I ran off to buy this immediately — I love the way Sara writes poems, so I must read a book written from the same place!
Yay! Enjoy the novel!
I love novels with poetic elements so this sounds like one I would enjoy. I also love the message of each person deciding who he/she wants to be. I am going to add this to my stack of books to read. I enjoy novels, but writing one seems HUGE. Congratulations to Sara for her accomplishment!
Enjoy, Linda! Yes, the theme grew so organically–never like being clubbed with it. It’s one of those books that make you FEEL the underlying message. Not feel like the author started out to teach it to you.
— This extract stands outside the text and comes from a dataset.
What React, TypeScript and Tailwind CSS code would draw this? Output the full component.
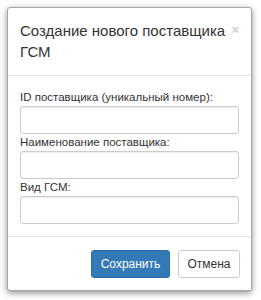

This sounds like a book I need to read. You had me at making the wild draft civilized. Thanks for highlighting!
Enjoy the novel, Jilanne!
Thanks for ‘more’ from Sara, Laura. This is terrific!
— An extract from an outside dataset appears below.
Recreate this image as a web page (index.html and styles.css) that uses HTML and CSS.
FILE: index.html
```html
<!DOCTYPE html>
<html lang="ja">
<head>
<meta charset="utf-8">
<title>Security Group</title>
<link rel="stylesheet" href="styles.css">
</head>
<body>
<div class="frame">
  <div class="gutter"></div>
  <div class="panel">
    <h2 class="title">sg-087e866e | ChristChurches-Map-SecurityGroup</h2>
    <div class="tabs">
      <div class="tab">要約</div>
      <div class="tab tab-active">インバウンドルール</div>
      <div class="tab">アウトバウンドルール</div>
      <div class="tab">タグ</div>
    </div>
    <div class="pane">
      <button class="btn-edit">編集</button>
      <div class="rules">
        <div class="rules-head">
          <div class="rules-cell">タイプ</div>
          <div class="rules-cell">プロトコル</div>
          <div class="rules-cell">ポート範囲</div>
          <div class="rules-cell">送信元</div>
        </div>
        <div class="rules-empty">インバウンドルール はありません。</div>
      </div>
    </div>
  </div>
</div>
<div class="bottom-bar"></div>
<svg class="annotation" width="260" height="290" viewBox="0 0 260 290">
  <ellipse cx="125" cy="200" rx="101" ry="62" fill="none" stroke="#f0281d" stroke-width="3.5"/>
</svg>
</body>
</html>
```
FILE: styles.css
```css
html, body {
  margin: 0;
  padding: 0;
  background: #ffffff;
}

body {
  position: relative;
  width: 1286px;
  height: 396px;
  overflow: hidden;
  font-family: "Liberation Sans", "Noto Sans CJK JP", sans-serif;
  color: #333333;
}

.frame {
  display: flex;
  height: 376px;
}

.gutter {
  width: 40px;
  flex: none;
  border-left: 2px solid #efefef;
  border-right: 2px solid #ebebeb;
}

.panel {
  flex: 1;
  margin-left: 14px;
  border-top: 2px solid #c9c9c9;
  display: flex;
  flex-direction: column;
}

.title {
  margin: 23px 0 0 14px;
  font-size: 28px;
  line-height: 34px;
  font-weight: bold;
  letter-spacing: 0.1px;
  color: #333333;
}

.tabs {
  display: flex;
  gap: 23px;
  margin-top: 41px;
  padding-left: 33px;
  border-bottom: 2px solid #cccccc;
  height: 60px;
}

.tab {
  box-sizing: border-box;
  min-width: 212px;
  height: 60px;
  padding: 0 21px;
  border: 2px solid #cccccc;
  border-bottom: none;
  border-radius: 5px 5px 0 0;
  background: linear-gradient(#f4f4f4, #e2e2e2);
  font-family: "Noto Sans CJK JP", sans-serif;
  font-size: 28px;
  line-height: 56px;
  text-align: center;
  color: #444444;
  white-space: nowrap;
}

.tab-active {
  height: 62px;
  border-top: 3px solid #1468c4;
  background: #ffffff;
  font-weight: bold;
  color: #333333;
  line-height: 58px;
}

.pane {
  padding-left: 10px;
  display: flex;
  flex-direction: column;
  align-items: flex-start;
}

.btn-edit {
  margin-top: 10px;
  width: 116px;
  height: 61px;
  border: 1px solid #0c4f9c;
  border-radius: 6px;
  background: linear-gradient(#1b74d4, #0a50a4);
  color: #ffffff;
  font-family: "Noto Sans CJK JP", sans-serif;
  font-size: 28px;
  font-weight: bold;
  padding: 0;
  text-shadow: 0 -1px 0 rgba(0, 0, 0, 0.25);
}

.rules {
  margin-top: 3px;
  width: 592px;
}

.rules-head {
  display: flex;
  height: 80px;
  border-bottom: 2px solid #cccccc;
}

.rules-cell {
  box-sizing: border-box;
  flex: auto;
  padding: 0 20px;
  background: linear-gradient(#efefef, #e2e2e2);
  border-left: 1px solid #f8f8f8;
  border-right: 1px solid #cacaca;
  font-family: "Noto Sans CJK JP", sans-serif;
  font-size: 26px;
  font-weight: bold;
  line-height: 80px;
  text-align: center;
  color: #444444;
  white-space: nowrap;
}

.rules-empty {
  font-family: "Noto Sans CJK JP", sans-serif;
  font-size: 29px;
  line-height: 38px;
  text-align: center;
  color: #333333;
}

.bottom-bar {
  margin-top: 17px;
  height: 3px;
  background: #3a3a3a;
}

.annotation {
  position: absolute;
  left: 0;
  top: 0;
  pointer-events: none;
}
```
Glad you enjoyed it, Linda!
This just sounds wonderful!
It is, Jane!
I love how Sara explains her process–so organic! It is simultaneously inspiring and intimidating. Can’t wait to read this book!
Molly, I hope you enjoy it! And “simultaneously inspiring and intimidating” sums it up perfectly.
Such wise words about writing. It is a sometimes messy and wild process, but so worth the effort.
Messy and wild–exactly!
I am a plotter, too, but I feel that the inspiration for the plot comes from the same place as the poetry: a deep, dark magical pool in another dimension, where I store my oldest memories and my newest aches.